In principle, Putin has thus turned the Donbas into gangrene.
“The overwhelming majority of them are criminals and the scum of society. There were 8 bunks and 15 people in the new cell. My bunk had the word ‘UKROP’ written in big letters. And, accordingly, I never shared this bunk with anybody. It is at that very moment that I realized that Ukraine had become my second homeland, where it is good and comfortable, where I feel a man with rights and a full-fledged citizen. I am saying now, after 9 months in captivity: our fighters are Ukrainians, our citizens are Ukrainians, our Donbas is Ukrainian, our land is Ukrainian, and our Crimea is Ukrainian. Despite this, I do love Russia, my fatherland. But I only want to live in a free country, and I will spare no effort to make a free country out of my Russia. For, in essence, Putin’s Russia is now a source of terrorism. The Kremlin has hammered it home to the Russians that it is normal and fair to kill.”
“MILITANTS DO NOT HAVE MANY PRISONERS OF WAR, SO THEY SUBSTITUTE CIVILIANS FOR THEM”
But still, how did you manage to escape from captivity?
“I spent the last five months in the ‘MGB’ basement. The temperature in the cell reached 40 C. The lack of fresh air, daylight, and personal hygiene items, as well as disgusting food, the ration being 150 grams a day at best, had a negative effect on my health – I have a whole bunch of chronic diseases now. We were given oatmeal with chaff to eat. We had to sort out each grain – otherwise we could have the gullet badly damaged. They were deliberately turning me into a dog. Moreover, they always beat me on the head, and the right side of it was continuously bleeding. Pus was coming out of the ear. The neck inflamed. I asked them to send for a doctor. The doctor came, saw me bleeding all the way, and said that it was quite normal. Only when I fainted, they began to provide me with medical care.

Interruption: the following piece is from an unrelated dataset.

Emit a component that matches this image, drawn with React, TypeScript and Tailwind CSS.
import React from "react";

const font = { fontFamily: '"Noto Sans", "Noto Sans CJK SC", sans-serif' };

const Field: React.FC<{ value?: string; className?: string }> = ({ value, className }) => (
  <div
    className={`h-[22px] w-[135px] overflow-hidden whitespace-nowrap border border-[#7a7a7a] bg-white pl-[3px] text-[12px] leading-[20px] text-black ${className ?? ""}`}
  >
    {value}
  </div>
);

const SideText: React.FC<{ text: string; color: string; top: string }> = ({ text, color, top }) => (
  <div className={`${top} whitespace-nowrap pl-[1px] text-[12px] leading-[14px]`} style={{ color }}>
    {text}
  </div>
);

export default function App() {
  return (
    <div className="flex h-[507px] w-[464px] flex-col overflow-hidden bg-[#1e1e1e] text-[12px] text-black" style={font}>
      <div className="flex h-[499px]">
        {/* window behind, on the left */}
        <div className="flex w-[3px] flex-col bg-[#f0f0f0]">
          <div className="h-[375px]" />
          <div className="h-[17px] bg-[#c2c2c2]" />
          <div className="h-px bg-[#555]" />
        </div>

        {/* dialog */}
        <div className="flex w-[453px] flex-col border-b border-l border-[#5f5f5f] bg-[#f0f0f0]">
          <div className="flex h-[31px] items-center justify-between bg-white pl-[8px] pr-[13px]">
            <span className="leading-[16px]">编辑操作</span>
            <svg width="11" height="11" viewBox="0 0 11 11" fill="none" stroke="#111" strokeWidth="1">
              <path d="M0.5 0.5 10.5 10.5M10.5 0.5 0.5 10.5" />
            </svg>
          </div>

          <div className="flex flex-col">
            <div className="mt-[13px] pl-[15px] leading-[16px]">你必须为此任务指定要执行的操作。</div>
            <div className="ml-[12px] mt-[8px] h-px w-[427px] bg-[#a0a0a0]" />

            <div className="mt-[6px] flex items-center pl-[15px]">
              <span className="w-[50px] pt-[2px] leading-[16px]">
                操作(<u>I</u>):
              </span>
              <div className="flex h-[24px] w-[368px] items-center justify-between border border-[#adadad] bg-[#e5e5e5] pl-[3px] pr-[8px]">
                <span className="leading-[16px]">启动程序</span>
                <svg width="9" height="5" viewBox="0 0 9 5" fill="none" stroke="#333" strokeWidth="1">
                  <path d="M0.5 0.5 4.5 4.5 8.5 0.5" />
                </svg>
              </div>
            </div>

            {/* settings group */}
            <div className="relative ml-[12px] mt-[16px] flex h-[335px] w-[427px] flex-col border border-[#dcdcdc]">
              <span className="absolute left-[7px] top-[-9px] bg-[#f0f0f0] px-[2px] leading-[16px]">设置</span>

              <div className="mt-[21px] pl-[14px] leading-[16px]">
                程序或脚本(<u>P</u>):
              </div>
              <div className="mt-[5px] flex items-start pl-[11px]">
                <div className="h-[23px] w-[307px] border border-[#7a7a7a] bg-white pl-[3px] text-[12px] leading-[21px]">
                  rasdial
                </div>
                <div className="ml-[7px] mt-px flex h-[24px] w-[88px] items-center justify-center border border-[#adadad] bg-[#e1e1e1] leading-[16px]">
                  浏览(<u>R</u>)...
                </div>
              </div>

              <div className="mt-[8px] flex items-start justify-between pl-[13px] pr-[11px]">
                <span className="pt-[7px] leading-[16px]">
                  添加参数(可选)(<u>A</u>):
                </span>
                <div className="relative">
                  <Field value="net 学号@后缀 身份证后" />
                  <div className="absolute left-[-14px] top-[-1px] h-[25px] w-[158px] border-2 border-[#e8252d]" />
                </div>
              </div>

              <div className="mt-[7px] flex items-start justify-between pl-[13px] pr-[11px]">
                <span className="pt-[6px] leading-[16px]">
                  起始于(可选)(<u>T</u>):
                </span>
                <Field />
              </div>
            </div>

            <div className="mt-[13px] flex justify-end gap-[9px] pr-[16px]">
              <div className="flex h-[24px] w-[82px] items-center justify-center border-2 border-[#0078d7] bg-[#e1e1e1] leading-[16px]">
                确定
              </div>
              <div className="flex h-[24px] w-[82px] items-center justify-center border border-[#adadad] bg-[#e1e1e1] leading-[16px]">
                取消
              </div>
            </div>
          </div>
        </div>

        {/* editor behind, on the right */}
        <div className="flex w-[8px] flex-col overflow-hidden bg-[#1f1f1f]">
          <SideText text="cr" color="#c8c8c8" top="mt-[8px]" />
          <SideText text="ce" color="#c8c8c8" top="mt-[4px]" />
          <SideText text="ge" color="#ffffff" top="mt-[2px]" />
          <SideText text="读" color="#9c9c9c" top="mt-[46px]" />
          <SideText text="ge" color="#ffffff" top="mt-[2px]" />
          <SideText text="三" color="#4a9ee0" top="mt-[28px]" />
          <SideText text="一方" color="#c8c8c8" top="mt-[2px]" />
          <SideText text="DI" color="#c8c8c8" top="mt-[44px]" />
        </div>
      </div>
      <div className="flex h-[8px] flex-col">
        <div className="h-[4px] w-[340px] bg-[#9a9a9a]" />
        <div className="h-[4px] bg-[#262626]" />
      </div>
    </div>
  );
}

“I was administered God knows what injections for 22 days. I was burning out like a candle. I couldn’t walk and was almost motionless. Once they would show me, unshaven and wearing the holed pants I’d been given as far back as in the spring, to some pretty young women in uniform. ‘And here’s a sight to see, the legendary fifth column, the Euromaidan militant Poliakov who dreams of a revolution. See what he looks like!’ I heard them laughing. This is the way each of my next mornings in the basement began, when they would bring another group of gapers who were bursting to look at what had been left of me. They found it funny. They laughed at me, seeing my helplessness. As for my release itself, I will tell this some other time. I will only say that very many decent and totally innocent people are still there.”
The exchange has in fact been stopped today, and the Donetsk “authorities” say they will be trying and executing the POWs.

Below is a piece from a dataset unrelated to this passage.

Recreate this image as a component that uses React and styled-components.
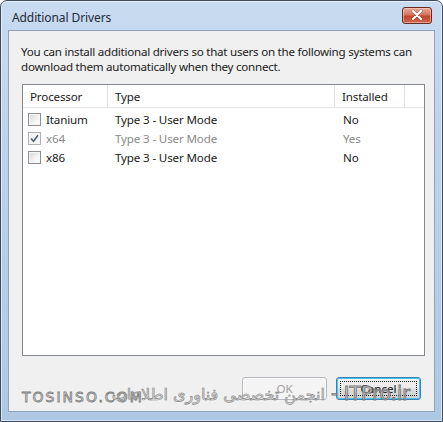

“Terrorists have made a lot of statements lately. I think these threats are an attempt to force Kyiv to make concessions. While militants have not more than 30 documented prisoners of war today, this figure is much higher in the case of Ukraine. Therefore, to make up for or to top up on the ‘exchange fund,’ they resort to mass-scale arrests of the civilians who sympathize with Ukraine. As of today, more than 200 people in Luhansk have been accused of espionage and high treason, and this figure will only grow. As far as I know, militants are planning to bring this figure up to 1,000.”
And what is the current situation in the militants’ milieu?

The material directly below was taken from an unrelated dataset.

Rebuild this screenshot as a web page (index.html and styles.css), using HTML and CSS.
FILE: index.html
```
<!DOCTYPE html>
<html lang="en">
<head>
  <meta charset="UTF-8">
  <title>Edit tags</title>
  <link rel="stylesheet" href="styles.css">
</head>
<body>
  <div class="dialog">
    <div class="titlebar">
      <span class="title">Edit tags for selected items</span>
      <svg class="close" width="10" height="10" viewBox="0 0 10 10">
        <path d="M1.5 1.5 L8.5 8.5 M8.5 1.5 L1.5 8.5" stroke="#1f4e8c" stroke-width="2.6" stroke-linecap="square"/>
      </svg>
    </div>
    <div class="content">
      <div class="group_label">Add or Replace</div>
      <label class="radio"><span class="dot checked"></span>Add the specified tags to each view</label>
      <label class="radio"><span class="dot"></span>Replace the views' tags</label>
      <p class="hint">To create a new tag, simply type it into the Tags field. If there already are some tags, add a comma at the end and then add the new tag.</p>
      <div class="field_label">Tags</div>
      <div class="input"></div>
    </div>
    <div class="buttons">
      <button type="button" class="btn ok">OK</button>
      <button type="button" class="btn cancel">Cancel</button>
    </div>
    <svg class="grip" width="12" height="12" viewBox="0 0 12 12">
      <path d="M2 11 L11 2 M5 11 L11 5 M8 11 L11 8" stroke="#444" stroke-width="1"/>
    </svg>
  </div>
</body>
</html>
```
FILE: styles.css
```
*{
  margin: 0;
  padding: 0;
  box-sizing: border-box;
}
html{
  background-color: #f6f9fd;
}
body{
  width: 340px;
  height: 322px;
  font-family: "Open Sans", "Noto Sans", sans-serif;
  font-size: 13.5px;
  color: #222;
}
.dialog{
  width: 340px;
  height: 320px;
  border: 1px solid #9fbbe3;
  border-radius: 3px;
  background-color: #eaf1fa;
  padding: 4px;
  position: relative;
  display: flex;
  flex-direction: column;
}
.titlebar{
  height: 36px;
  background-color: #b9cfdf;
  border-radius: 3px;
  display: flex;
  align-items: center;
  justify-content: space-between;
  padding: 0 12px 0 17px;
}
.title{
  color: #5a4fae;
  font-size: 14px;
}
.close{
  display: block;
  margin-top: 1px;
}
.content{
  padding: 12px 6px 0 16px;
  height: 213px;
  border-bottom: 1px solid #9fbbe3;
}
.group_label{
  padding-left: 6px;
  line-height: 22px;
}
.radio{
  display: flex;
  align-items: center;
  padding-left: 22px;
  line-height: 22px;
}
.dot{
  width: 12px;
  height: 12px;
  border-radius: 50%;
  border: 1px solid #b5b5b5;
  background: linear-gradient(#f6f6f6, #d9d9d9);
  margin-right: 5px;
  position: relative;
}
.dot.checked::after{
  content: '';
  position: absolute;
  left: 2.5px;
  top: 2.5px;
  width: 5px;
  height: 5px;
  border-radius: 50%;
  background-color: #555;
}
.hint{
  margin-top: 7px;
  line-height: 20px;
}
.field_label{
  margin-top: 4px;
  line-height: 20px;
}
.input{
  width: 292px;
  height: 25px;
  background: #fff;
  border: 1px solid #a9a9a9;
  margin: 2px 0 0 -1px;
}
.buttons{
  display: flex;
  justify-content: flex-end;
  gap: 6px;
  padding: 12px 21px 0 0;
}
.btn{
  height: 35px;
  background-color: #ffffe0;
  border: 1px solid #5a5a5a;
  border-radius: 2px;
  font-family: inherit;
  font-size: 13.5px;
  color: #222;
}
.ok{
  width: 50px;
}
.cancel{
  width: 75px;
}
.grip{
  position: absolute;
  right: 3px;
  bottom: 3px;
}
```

“A struggle is going on in Luhansk today between the first and the second waves of terrorists. The Russians are in fact mopping up the old guard who were the first to come to Donbas. They are up to their neck in blood, so Russia wants to get rid of them in any possible way. It is especially cynical that those who are not being killed are being imprisoned on the same charges that are leveled to Ukrainian citizens – high treason and terrorism. I think and hope that this monster will eventually devour itself.”